I snapped my moorings ten hours ago after being caught behind yet another thick-thighed pack of Spandex-coated cyclists on Victoria Road.
Most normal people would agree that bicycles are for children. The government needs to wake up and pass legislation to this effect before there is a terrible accident.
I was deeply traumatised after spending what felt like hours behind a dozen pairs of pulsating purple buttocks while these overgrown adolescents made secret hand signals to one another that clearly meant things like “let’s ride six abreast” and “don’t let the bastard pass”.
I managed to bring down two of them with a speargun I keep under my seat for emergencies such as these.
This gave me enough of a gap to get through, but valuable time had been wasted. All the parking at Llandudno was gone because of this unnecessary delay.
I knew then that if I stayed in town much longer, it would only be a matter of time before I broke my rule never to use the speargun to inflict anything more serious than a flesh wound.
There was nothing left to do but pick up the passport and a bottle of tequila and make a high-speed run for the nearest border. Namibia seemed like a good choice. It’s about as far from bicycle country as you can get.

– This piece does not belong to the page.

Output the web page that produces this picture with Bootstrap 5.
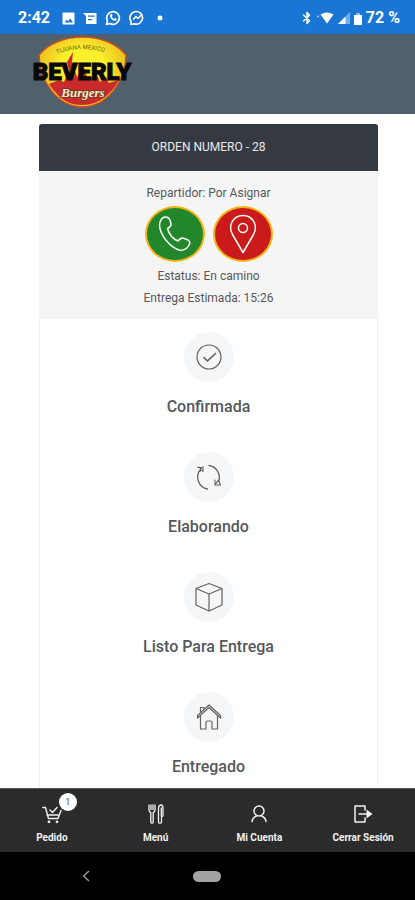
<!DOCTYPE html>
<html lang="es">
<head>
<meta charset="utf-8">
<meta name="viewport" content="width=device-width, initial-scale=1">
<title>Beverly Burgers - Orden</title>
<link href="https://cdn.jsdelivr.net/npm/bootstrap@5.3.0/dist/css/bootstrap.min.css" rel="stylesheet">
<style>
body { font-family: Roboto, "Liberation Sans", sans-serif; color: #55585c; background: #fff; }
svg { display: block; }
.ln { fill: none; stroke: currentColor; stroke-linecap: round; stroke-linejoin: round; }
.status-bar { background: #1976d5; height: 34px; font-size: 16px; line-height: 20px; padding: 2px 15px 0 18px; }
.brand-bar { background: #51606d; height: 80px; padding: 0 32px; }
.order-wrap { padding: 10px 37px 0 39px; }
.order-box { border: 1px solid #f0f1f2; border-top: 0; }
.order-title { background: #353a42; color: #e9eaeb; font-size: 12px; line-height: 15px; padding: 16px 0; margin: 0 -1px; border-radius: 3px 3px 0 0; font-weight: 400; }
.order-info { background: #f5f5f5; font-size: 12px; line-height: 22px; padding: 11px 0 10px; margin: 0 -1px; }
.contact-row { margin: 2px 0 3px; }
.round-btn { width: 60px; height: 56px; border: 2px solid #f4b415; border-radius: 50%; color: #f5fff5; padding: 0; }
.call { background: #22862a; }
.place { background: #cb1a1b; }
.step { padding-top: 13px; height: 120px; }
.step-dot { width: 50px; height: 50px; border-radius: 50%; background: #f5f6f7; color: #606367; }
.step-name { font-size: 16px; line-height: 20px; font-weight: 500; margin: 15px 0 0; }
.tab-bar { background: #2b2b2b; border-top: 1px solid #555; height: 64px; }
.tab-link { color: #f2f2f2; font-size: 10px; line-height: 12px; font-weight: 700; padding-top: 15px; gap: 8px; }
.count { width: 18px; height: 18px; left: 17px; top: -11px; background: #fff; color: #555; font-size: 9px; line-height: 18px; font-weight: 400; }
.system-bar { background: #000; height: 48px; }
.system-btn { color: #999; }
.home-pill { width: 28px; height: 11px; background: #a3a3a3; }
</style>
<script src="https://cdn.jsdelivr.net/npm/bootstrap@5.3.0/dist/js/bootstrap.bundle.min.js"></script>
</head>
<body>
<div class="vh-100 d-flex flex-column overflow-hidden">
  <div class="status-bar d-flex align-items-center justify-content-between text-white flex-shrink-0">
    <div class="d-flex align-items-center gap-2">
      <span class="me-1 fw-bold">2:42</span>
      <svg width="13" height="13" viewBox="0 0 13 13"><path fill="#fff" fill-rule="evenodd" d="M1.500 0.500h10q1 0 1 1v10q0 1-1 1h-10q-1 0-1-1v-10q0-1 1-1zM2.500 10.500h8.500l-2.800-4-2 2.700-1.400-1.700z"/></svg>
      <svg width="14" height="13" viewBox="0 0 14 13"><path fill="#fff" fill-rule="evenodd" d="M0 1h13.500v11H3V4zM5 3.500v1.200h6.500V3.500zM5 7v1.200h4V7z"/></svg>
      <svg width="16" height="16" viewBox="0 0 16 16"><path class="ln" stroke-width="1.700" d="M1.500 14.500l1-3.500a6.300 6.300 0 1 1 2.500 2.500z"/><path fill="#fff" d="M5.500 4.200q1-.8 1.500 0l.6 1.500-.8 1q.8 1.500 2.300 2.200l1-.9 1.700.9q.3 1.300-1.300 1.900-1.500.3-3.700-1.500Q4.300 6.600 5.500 4.200z"/></svg>
      <svg width="16" height="16" viewBox="0 0 16 16"><path class="ln" stroke-width="1.600" d="M2 14.500v-3.200a6.300 6.300 0 1 1 3 2.400z"/><path class="ln" stroke-width="1.600" d="M4.500 9.200l2.400-2.700 2 1.900 2.700-2.600"/></svg>
      <svg class="ms-1" width="6" height="6" viewBox="0 0 6 6"><circle cx="3" cy="3" r="2.500" fill="#fff"/></svg>
    </div>
    <div class="d-flex align-items-center gap-1">
      <svg width="10" height="14" viewBox="0 0 10 14"><path class="ln" stroke-width="1.500" d="M1.500 4l6 5.800L5 12.500v-11l2.500 2.700-6 5.800"/></svg>
      <svg width="18" height="12" viewBox="0 0 18 12"><path fill="#fff" d="M4.500 2.500Q11 -1.500 17.500 2.500L11 11.500z"/><circle cx="2" cy="4.500" r="1" fill="#a9d1f5"/></svg>
      <svg width="12" height="12" viewBox="0 0 12 12"><path fill="#6fb0ec" d="M0 12L12 0v12z"/><path fill="#fff" d="M0 12L7.500 4.500V12z"/></svg>
      <svg width="8" height="13" viewBox="0 0 8 13"><path fill="#8abef0" d="M2 1h4v2H2z"/><path fill="#fff" d="M0 3h8v10H0z"/></svg>
      <span class="fw-bold">72 %</span>
    </div>
  </div>

  <header class="brand-bar flex-shrink-0">
    <a href="#" class="d-inline-block" aria-label="Beverly Burgers">
      <svg width="100" height="76" viewBox="0 0 100 76">
        <defs>
          <radialGradient id="sun" cx=".5" cy=".4" r=".6"><stop offset=".4" stop-color="#fbf02c"/><stop offset="1" stop-color="#e8b01c"/></radialGradient>
          <path id="arc" d="M25 20Q50 10 77 20"/>
        </defs>
        <path d="M7 21C26-3 75-3 94 21C94 46 76 73 50 73C25 73 7 46 7 21z" fill="url(#sun)" stroke="#c0502a" stroke-width="1.500"/>
        <path d="M17 50L27 46L32 48L37 36L35 28L41 18L40 28L45 43L52 33L56 46L64 39L68 48L74 43L77 49L87 46C80 59 68 71 50 71C33 71 24 60 17 50z" fill="#cb2a2c"/>
        <text font-family="Roboto, sans-serif" font-size="6" fill="#6b5a1a"><textPath href="#arc">TIJUANA MEXICO</textPath></text>
        <text x="50" y="46" text-anchor="middle" font-family="Roboto, sans-serif" font-weight="900" font-size="24" fill="#080808" stroke="#080808" stroke-width="1">BEVERLY</text>
        <text x="51" y="63" text-anchor="middle" font-family="Liberation Serif, serif" font-style="italic" font-weight="700" font-size="13" fill="#f7ecd0" stroke="#7c3a22" stroke-width="2" paint-order="stroke">Burgers</text>
      </svg>
    </a>
  </header>

  <main class="order-wrap flex-grow-1 overflow-hidden">
    <section class="order-box text-center">
      <h1 class="order-title">ORDEN NUMERO - 28</h1>
      <div class="order-info">
        <div>Repartidor: Por Asignar</div>
        <div class="contact-row d-flex justify-content-center gap-2">
          <button type="button" class="round-btn call d-flex align-items-center justify-content-center" aria-label="Llamar">
            <svg width="34" height="38" viewBox="0 0 34 38"><path class="ln" stroke-width="1.500" d="M3 5C5 1 10 1 12 5L13 9Q13 12 9.500 13.500C11 19 15 24 20 26Q22 23 25 23L30 25Q33 27 31 30Q28 36 21 35C12 32 4 22 1.800 13Q1 8 3 5z"/></svg>
          </button>
          <button type="button" class="round-btn place d-flex align-items-center justify-content-center" aria-label="Ubicación">
            <svg width="28" height="40" viewBox="0 0 28 40"><path class="ln" stroke-width="1.500" d="M14 38.500L3.500 20.500C-1.500 11 4.500 1.500 14 1.500S29.500 11 24.500 20.500z"/><circle class="ln" stroke-width="1.500" cx="14" cy="14" r="4.500"/></svg>
          </button>
        </div>
        <div>Estatus: En camino</div>
        <div>Entrega Estimada: 15:26</div>
      </div>

      <div class="step d-flex flex-column align-items-center">
        <div class="step-dot d-flex align-items-center justify-content-center">
          <svg width="28" height="28" viewBox="0 0 28 28"><g class="ln" stroke-width="1.200"><circle cx="14" cy="14" r="12"/><path stroke-width="1.700" d="M9 14.500l3.500 3.500 8-7.500"/></g></svg>
        </div>
        <h2 class="step-name">Confirmada</h2>
      </div>
      <div class="step d-flex flex-column align-items-center">
        <div class="step-dot d-flex align-items-center justify-content-center">
          <svg width="28" height="28" viewBox="0 0 28 28"><g class="ln" stroke-width="1.300"><path d="M12.500 26A12 12 0 0 1 5.500 6.500M14 2.500A12 12 0 0 1 24 17"/><path stroke-width="1.100" d="M2.500 4.500h4l-1.500 4M4 4l4 4.500V3.500M20 17v5h5.500M20 22l3.500-5 2 5"/></g></svg>
        </div>
        <h2 class="step-name">Elaborando</h2>
      </div>
      <div class="step d-flex flex-column align-items-center">
        <div class="step-dot d-flex align-items-center justify-content-center">
          <svg width="30" height="30" viewBox="0 0 30 30"><path class="ln" stroke-width="1.200" d="M15 1.500L28 6.500V23L15 29L2 23V6.500zM2 6.500L15 12L28 6.500M15 12V29"/></svg>
        </div>
        <h2 class="step-name">Listo Para Entrega</h2>
      </div>
      <div class="step d-flex flex-column align-items-center">
        <div class="step-dot d-flex align-items-center justify-content-center">
          <svg width="26" height="28" viewBox="0 0 26 28"><g class="ln" stroke-width="1.200"><path d="M1.500 15L13 4.500L24.500 15M1.500 12.500L13 2L24.500 12.500V15M1.500 12.500V15"/><path d="M4.500 12.500V26H10V19.500Q10 18 11.500 18H14.500Q16 18 16 19.500V26H21.500V12.500M4.500 9.500V4.500H8V6.500"/></g></svg>
        </div>
        <h2 class="step-name">Entregado</h2>
      </div>
    </section>
  </main>

  <nav class="tab-bar flex-shrink-0" aria-label="Principal">
    <div class="row g-0 text-center">
      <a href="#" class="col tab-link d-flex flex-column align-items-center text-decoration-none">
        <span class="position-relative">
          <svg width="20" height="20" viewBox="0 0 20 20"><g class="ln" stroke-width="1.400"><path d="M.8 3.500h2.700l3 11h9.500l3-8M5 11h11"/><path d="M8 6l2.500 2.500L15 3.500"/></g><circle cx="7" cy="17.800" r="1.400" fill="currentColor"/><circle cx="15" cy="17.800" r="1.400" fill="currentColor"/></svg>
          <span class="count position-absolute rounded-circle">1</span>
        </span>
        <span>Pedido</span>
      </a>
      <a href="#" class="col tab-link d-flex flex-column align-items-center text-decoration-none">
        <svg width="16" height="20" viewBox="0 0 16 20"><g class="ln" stroke-width="1.300"><path d="M1 1v5q0 2 1.800 2.500V18q0 1.200 1.200 1.200T5.200 18V8.500Q7 8 7 6V1M3 1v4.500M5 1v4.500"/><path d="M10.500 18V4q.5-3 2.500-3t2 3v7.500q0 1-1.500 1V18q0 1.200-1.500 1.200T10.500 18zM13.300 4v8"/></g></svg>
        <span>Menú</span>
      </a>
      <a href="#" class="col tab-link d-flex flex-column align-items-center text-decoration-none">
        <svg width="18" height="20" viewBox="0 0 18 20"><g class="ln" stroke-width="1.500"><circle cx="9" cy="7" r="5"/><path d="M2 17.500Q2.500 13.500 6.500 12M16 17.500Q15.500 13.500 11.500 12"/></g></svg>
        <span>Mi Cuenta</span>
      </a>
      <a href="#" class="col tab-link d-flex flex-column align-items-center text-decoration-none">
        <svg width="20" height="20" viewBox="0 0 20 20"><path class="ln" stroke-width="1.500" d="M12 6V2H2v16h10v-4M6 10h11"/><path fill="currentColor" d="M13.500 5.500L19.500 10L13.500 14.500z"/></svg>
        <span>Cerrar Sesión</span>
      </a>
    </div>
  </nav>

  <div class="system-bar row g-0 align-items-center flex-shrink-0">
    <div class="col-5 d-flex justify-content-center">
      <button type="button" class="system-btn btn border-0 p-0" aria-label="Atrás"><svg width="8" height="12" viewBox="0 0 8 12"><path class="ln" stroke-width="1.500" d="M6.500 1.500L1.500 6L6.500 10.500"/></svg></button>
    </div>
    <div class="col-2 d-flex justify-content-center">
      <button type="button" class="home-pill btn border-0 p-0 rounded-pill" aria-label="Inicio"></button>
    </div>
    <div class="col-5"></div>
  </div>
</div>
</body>
</html>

Approaching the border in the far Northern Cape, the vegetation quickly becomes sparse, brown and nondescript – much like the people. It’s almost as if the grass and flowers are too afraid to grow all the way up to Vioolsdrift.
I was carrying very little contraband and was confident of making it across the Orange River without the usual jostling and shouting that accompanies me at borders.
The dead-eyed official behind the desk was more concerned about me walking off with his pen than he was about searching my car. Then I was in, sweeping through the gears until I reached the Namibian speed limit of 250kph.
There is something about the light in this country that makes you want to write poetry. I tried steering with my knees and scribbling something on an old parking ticket but it made no sense at all when I read it later.
Anyway, I never really had time to enjoy the light since I was too busy swerving for tortoises. I missed a few, but I’ll get them on the way back.
I also discovered that a Hyundai vibrates violently at anything over 170kph, causing full beers to foam into your lap. Maybe it’s some kind of Korean cruise control.
So it was with pounding music and a soggy crotch that I found myself in the deep south pretending to be American by driving endlessly on the right-hand side of the road.
I was in the land god started making in anger before he got distracted by the Middle East. You can’t really blame him. It must have been a lot more fun making a Holy Land and then telling two tribes that they are the Chosen People, then sitting back and watching them slaughter each other for the next two thousand years.
It would have been nice, though, if he had hung around long enough in southern Namibia to put in the rivers after creating the beds.
I was pondering the demerits of having an attention-deficit god when, with no warning at all, he decided to punish me. It happened while I was racing a giant truck filled with hamburger on the hoof.
As I drew level, with my rev counter buried deep in the red, I felt something give in the gearbox. With no power, I began falling back. The driver, thinking he had won, also slowed down to let me pass.
With a blind rise coming up fast, I veered off into the veld and watched the truck disappear into a vast empty void.
Standig with my suitcase on the side of the road and the last shot of Jose Cuervo in my hand, I watched the sun go down. Suddenly the beautiful solitude wasn’t quite so beautiful. A jackal howled in the distance and a tumbleweed blew against my leg. A lizard gave me the lazy eye.
Extreme situations call for extreme measures. I took off all my clothes and lay down in the middle of the road. It was a stupid thing to do because I burnt my bum on the white stripe. There was nothing to throw stones at, so I tried to hit god but he was too high.
An old survivalist, I began setting about making a bivouac for the night. This involved standing my suitcase on end and crouching next to it. Now I would have to defend my exposed left flank against thirst-crazed hyenas with nothing more powerful than a tequila bottle.
And even if I survived the wild animals, a deranged goat farmer from Gobabis was bound to come along and cause a scene straight out of Deliverance. I would be found days later hog-tied behind a clump of khakibos with my trousers around my ankles covered in scorpions and begging for mercy.
I’ve run out of space so I’ll have to leave out the bit about Rassie’s bakkie, a hunting rifle that ended up wedged between my legs, a portion of lamb chops so rare that they bleated when I sank my teeth into them and a German diamond smuggler who followed me to a Keetmanshoop hotel much, much later that night.